Army on Everest
COI / Army
Issue 2 | July 2008
Agency
Publicis, Publicis Dialog Worldwide, PCI Fitch
Creative Team
Robin Garton, Alastair Ross - TV;Robin Garms, David Carr - Online
Production Team
PCI Fitch - Film unit and web build
Date
May - June 2006
Background
The British Army wanted to tackle Everest the hard way - by the West Ridge. The brief was to use the resulting media attention and PR noise to make potential recruits more aware of the range of jobs and opportunities in the Army, to make them think differently about the army and to create a halo effect around other recruitment campaigns. The key aim was to establish and reinforce the thought: ‘The Army could offer me a fulfilling career and a lifestyle outside of the everyday’.
Idea
A unique TV ad campaign was created using live footage beamed off the mountain to give the style of a documentary and the feeling of rolling news urgency and interest. Press executions challenged people with the scale of the undertaking. An Interactive DAL sat behind the TV ads to provide more newsworthy and personal interest stories. Email (sent to approximately 60,000 people, who had previously shown an interest in the Army, but been too young to join) and online advertising drove traffic to www.armyoneverest.mod.uk where people could view more content about the expedition and find out about careers in the Army.

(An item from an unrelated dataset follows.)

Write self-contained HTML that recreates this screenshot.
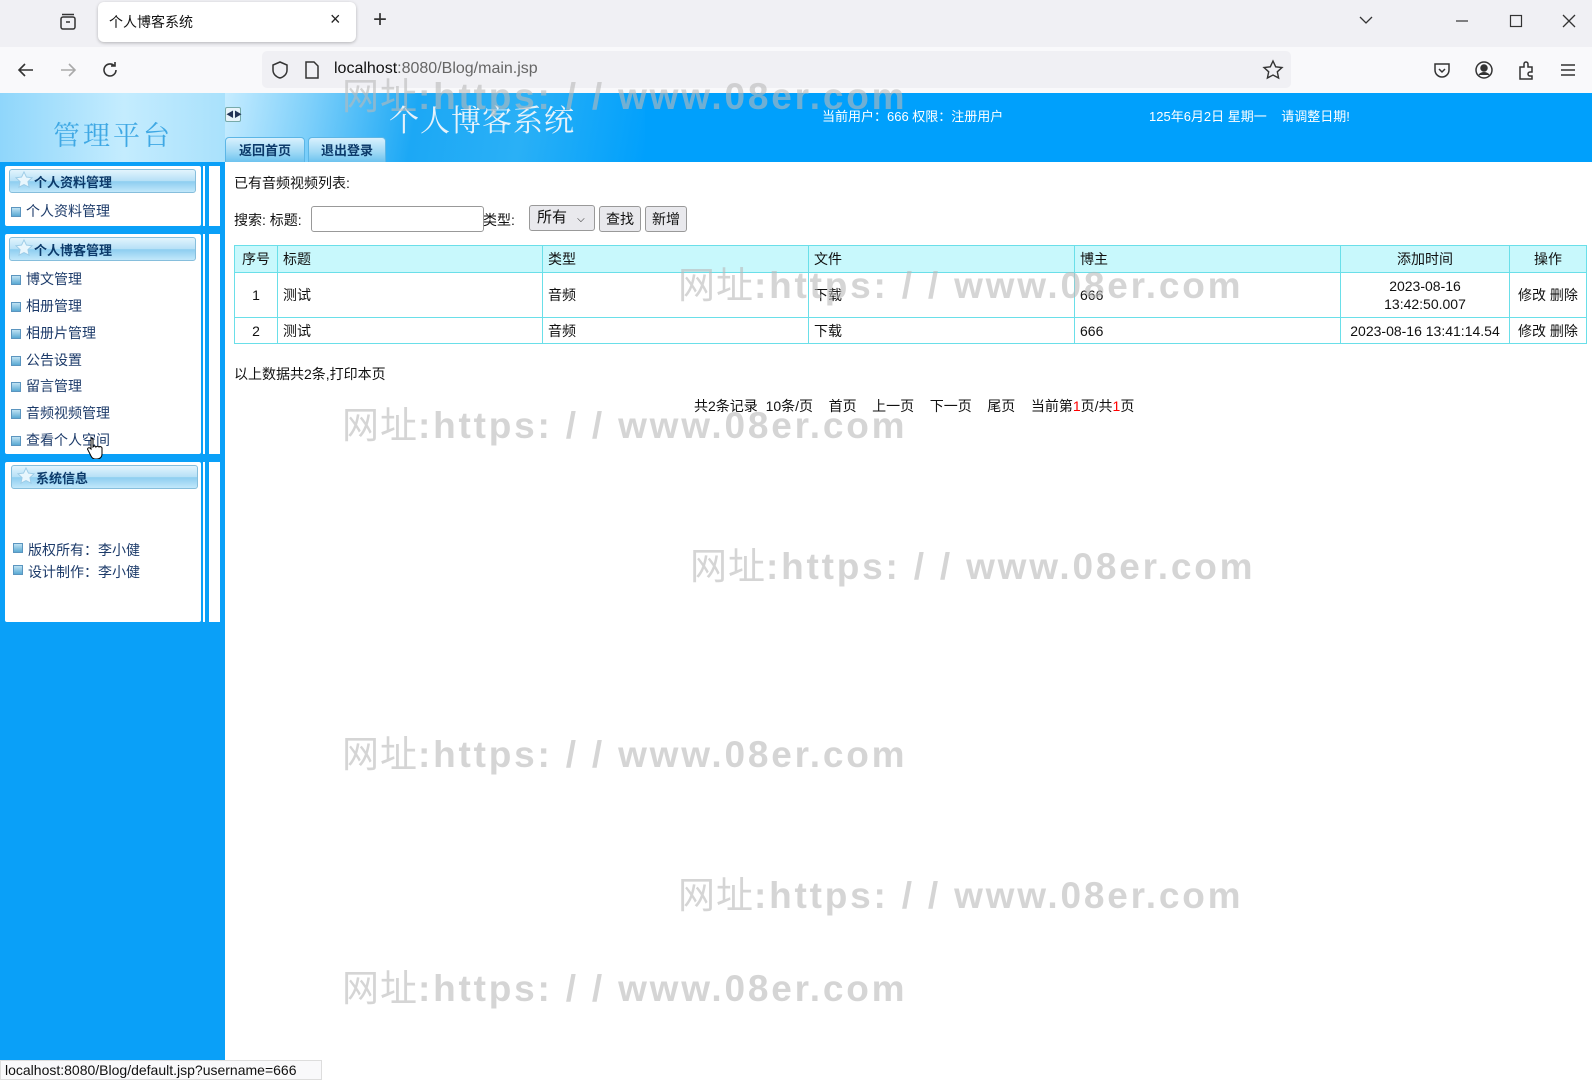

The emphasis in the online creative was on interactivity linked to the newsworthy nature of the campaign. The aim was for people to interact with the creative and get some idea of the physical and psychological challenge the Army faced. One banner ‘blew’ site visitors away while another caused people to struggle up the mountain. Expand banners and MPUs enabled viewers to explore Everest and provided rich content to people who would not normally visit an Army website or recruiting office. Video MPUs featured reports straight from Everest updated as footage was available and up to the minute news-feed banners told the latest events. Bespoke ads were created for specialist climbing sites using technical language incomprehensible to ordinary visitors.
Results
Despite the fact that only 70% of the campaign went out before the expedition was ended early due to the summit being unreachable, footage from Everest was shown on Sky News, and a documentary was aired on Bravo TV. The email campaign had a 24.55% open rate. The site achieved more than 500,000 unique visits, was featured on numerous blogs and received high exposure in the mainstream press. There has been a large uplift in the responses to the Infantry campaign and visits to the www.armyjobs.mod.uk website with an increase in applications and recruitment.
Target Audience
Men and women aged 16 to 32.
Our Thoughts
One of our favourite campaigns of recent months, this may not be as flashy or as funny as LynxJet, say, but my goodness it’s been cunningly put together. Think about it. Soldiers are getting shot every day in Iraq and Afghanistan at the moment. Recruits aren’t exactly tumbling in through the doors. So, instead of offering terror and death, why not offer excitement and adventure? You know you’re onto something when news media pick up on your story - so when Sky News reported on the expedition, the Publicis team must have been punching air.